Anthony D. Smith (1991) dalam National Identity menjelaskan bahwa simbol budaya seperti bahasa, adat istiadat, dan narasi sejarah merupakan fondasi utama terbentuknya identitas nasional. Maka melestarikan budaya bukan sekadar upaya pelestarian, melainkan langkah strategis untuk menjaga keberlanjutan bangsa dalam kehidupan jangka panjang.
Ketika budaya dibiarkan tergilas budaya luar apalagi punah, maka identitas nasional ikut luntur. Juga ketika identitas melemah, pertahanan bangsa bisa rapuh, bukan hanya secara kekuatan fisik, tetapi juga secara sosial dan psikologis masyarakat-bangsa.
Saatnya Pancasila Dihidupkan
Pancasila tidak cukup hanya dihafal atau dibacakan saat upacara maupun momen seremoni. Ia harus dihidupkan, dalam pelayanan publik yang adil, dalam kebijakan yang berpihak, dan dalam ruang sosial yang inklusif.
Di tengah dunia yang semakin individualistis, semangat "kita" perlu dihidupkan lagi, bukan sekadar "aku" atau "golongan kami".
Semangat ini selaras dengan cita-cita Soekarno yang menginginkan Pancasila sebagai "philosophische grondslag"—dasar filsafat yang bukan hanya menjadi dokumen politik, tetapi jiwa yang menghidupi setiap tindakan berbangsa.
Generasi muda bangsa ini harus disadarkan bahwa nasionalisme bukan hanya soal simbol, tapi keberanian menjaga perbedaan tanpa harus membelah. Bahwa cinta tanah air juga berarti menjaga budayanya, merawat keberagamannya, dan membela keutuhan wilayahnya, dari ruang kelas hingga batas laut terluar.
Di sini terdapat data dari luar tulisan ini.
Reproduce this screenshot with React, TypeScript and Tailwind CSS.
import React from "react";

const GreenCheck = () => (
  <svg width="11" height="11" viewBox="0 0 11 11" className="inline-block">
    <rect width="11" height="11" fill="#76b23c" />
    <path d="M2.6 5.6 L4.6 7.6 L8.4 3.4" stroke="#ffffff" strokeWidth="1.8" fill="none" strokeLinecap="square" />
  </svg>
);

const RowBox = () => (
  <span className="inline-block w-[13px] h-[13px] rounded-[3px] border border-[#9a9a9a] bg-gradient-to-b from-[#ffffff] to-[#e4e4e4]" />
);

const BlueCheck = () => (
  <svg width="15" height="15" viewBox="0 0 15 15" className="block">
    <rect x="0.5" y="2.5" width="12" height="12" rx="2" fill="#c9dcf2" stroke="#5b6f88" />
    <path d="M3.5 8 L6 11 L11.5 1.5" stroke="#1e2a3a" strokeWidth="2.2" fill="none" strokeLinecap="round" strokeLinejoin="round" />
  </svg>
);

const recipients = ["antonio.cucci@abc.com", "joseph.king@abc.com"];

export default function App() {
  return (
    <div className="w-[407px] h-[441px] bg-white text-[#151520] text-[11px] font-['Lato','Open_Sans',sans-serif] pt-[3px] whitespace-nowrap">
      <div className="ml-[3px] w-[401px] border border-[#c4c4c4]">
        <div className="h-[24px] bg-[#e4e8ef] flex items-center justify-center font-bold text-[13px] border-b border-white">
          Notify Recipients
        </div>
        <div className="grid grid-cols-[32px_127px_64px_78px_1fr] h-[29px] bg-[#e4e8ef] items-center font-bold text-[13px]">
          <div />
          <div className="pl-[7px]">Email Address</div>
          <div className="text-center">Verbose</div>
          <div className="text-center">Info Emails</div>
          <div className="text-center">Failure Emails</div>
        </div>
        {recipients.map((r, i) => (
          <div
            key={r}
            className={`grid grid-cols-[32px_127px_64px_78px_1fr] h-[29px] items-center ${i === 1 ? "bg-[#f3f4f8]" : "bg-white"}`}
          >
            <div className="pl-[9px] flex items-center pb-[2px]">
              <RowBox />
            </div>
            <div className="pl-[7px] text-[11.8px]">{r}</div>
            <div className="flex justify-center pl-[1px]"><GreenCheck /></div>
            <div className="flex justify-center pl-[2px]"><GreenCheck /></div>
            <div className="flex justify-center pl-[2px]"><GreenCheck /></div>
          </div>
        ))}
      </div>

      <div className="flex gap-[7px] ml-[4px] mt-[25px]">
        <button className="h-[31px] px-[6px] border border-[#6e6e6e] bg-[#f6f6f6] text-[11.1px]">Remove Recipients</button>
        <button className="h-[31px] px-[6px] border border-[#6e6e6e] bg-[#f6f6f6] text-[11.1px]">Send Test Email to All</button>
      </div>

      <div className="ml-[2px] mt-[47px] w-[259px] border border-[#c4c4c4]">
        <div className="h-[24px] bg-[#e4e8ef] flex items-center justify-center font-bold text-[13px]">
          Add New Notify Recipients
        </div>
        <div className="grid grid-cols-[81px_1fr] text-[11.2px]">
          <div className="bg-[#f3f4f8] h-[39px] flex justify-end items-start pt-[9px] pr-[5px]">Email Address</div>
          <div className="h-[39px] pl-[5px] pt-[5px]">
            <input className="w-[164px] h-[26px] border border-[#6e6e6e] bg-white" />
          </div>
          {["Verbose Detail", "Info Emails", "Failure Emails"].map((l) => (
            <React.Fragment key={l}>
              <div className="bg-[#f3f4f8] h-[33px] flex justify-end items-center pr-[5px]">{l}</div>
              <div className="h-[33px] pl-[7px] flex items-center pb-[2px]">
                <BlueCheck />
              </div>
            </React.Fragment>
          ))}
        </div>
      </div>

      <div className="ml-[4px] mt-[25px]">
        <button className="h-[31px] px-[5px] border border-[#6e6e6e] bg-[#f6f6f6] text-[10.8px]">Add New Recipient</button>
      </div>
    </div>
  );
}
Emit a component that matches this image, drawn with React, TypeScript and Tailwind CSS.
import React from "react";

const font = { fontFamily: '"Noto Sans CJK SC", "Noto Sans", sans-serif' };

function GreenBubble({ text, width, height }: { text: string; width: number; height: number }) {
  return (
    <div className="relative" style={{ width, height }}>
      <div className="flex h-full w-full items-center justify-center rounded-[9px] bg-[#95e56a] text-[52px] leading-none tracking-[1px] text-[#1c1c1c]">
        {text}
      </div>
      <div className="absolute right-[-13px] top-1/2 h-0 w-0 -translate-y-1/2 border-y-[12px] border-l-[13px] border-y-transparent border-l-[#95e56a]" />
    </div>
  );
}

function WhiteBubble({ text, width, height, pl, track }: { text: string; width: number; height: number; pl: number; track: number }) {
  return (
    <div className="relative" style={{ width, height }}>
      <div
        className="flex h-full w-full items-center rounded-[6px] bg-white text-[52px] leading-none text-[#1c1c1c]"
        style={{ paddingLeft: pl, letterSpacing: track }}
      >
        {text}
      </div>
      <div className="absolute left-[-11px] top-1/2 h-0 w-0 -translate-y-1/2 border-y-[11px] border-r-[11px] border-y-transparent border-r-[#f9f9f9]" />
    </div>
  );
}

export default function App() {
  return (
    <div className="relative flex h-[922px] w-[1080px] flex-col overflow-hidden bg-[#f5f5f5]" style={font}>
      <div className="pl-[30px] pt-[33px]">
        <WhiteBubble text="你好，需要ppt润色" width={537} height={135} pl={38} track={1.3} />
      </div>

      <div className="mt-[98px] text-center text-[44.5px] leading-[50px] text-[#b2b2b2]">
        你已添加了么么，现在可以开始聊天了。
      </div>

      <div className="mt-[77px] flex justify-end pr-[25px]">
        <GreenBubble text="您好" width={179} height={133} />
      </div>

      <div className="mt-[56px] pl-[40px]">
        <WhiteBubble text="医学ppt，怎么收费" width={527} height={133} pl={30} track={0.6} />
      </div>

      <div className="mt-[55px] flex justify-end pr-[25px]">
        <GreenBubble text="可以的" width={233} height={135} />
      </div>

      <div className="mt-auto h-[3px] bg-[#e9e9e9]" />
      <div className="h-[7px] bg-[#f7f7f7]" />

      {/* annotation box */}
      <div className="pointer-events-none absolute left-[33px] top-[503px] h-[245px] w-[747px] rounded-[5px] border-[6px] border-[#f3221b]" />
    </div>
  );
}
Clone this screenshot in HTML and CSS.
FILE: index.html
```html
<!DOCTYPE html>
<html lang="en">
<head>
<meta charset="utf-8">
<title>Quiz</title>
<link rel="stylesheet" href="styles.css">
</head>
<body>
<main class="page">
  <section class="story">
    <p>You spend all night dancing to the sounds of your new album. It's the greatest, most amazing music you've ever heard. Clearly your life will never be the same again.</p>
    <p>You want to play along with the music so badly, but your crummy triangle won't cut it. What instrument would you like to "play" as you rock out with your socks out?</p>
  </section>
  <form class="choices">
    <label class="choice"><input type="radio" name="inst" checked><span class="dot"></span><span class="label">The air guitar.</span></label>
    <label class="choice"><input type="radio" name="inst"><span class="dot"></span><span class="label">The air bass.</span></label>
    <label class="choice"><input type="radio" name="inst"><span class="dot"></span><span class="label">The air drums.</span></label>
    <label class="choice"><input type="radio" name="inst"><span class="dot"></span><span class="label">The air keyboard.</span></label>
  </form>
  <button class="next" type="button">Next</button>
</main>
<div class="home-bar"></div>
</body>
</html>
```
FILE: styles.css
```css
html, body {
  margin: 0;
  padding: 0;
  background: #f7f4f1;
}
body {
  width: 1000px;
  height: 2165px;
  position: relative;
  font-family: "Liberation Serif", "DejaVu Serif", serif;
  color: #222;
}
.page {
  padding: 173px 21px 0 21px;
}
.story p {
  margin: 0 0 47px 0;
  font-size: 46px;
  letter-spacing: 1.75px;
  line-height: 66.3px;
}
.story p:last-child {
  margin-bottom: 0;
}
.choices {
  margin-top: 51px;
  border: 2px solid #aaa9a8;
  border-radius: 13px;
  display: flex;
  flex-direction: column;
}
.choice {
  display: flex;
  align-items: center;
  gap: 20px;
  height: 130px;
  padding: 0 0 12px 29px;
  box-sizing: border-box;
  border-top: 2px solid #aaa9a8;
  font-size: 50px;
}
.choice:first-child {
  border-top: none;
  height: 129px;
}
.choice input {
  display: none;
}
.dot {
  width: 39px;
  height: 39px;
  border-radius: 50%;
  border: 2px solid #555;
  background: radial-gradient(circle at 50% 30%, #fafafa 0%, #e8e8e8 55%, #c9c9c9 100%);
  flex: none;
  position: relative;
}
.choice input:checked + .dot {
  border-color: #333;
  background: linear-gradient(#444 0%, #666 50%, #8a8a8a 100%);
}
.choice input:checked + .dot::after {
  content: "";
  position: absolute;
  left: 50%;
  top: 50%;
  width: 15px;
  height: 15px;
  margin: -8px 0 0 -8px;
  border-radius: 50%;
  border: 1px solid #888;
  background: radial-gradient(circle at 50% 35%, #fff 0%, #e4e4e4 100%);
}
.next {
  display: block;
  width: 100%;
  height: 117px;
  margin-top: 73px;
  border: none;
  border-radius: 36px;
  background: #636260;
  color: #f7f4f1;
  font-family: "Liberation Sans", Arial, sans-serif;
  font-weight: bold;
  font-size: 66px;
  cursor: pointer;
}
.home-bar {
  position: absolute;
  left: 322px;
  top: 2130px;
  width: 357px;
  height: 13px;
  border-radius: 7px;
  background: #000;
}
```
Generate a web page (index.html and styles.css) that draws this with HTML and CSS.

Kembali pada Semangat Persatuan
Refleksi 1 Juni bukan sekadar mengenang pidato Bung Karno. Melainkan momentum memperkuat ajakan untuk kembali ke ruh kebangsaan. Kita pernah terluka bersama. Sekarang saatnya bangkit bersama, dengan budaya sebagai cermin, dan Pancasila sebagai kompasnya.
Di tengah dunia yang terus berubah, identitas nasional merupakan fondasi yang tak boleh retak. Karena hanya bangsa yang tahu siapa dirinya, yang mampu berdiri teguh menghadapi dunia.
Selamat Hari Lahir Pancasila. Mari jaga rumah besar Indonesia, bukan dengan seragam, tapi dengan semangat kebersamaan yang terus menyala di negeri seribu pulau.
Rasminto, Dosen Geografi Manusia Unisma dan Direktur Eksekutif Human Studies Institute (HSI).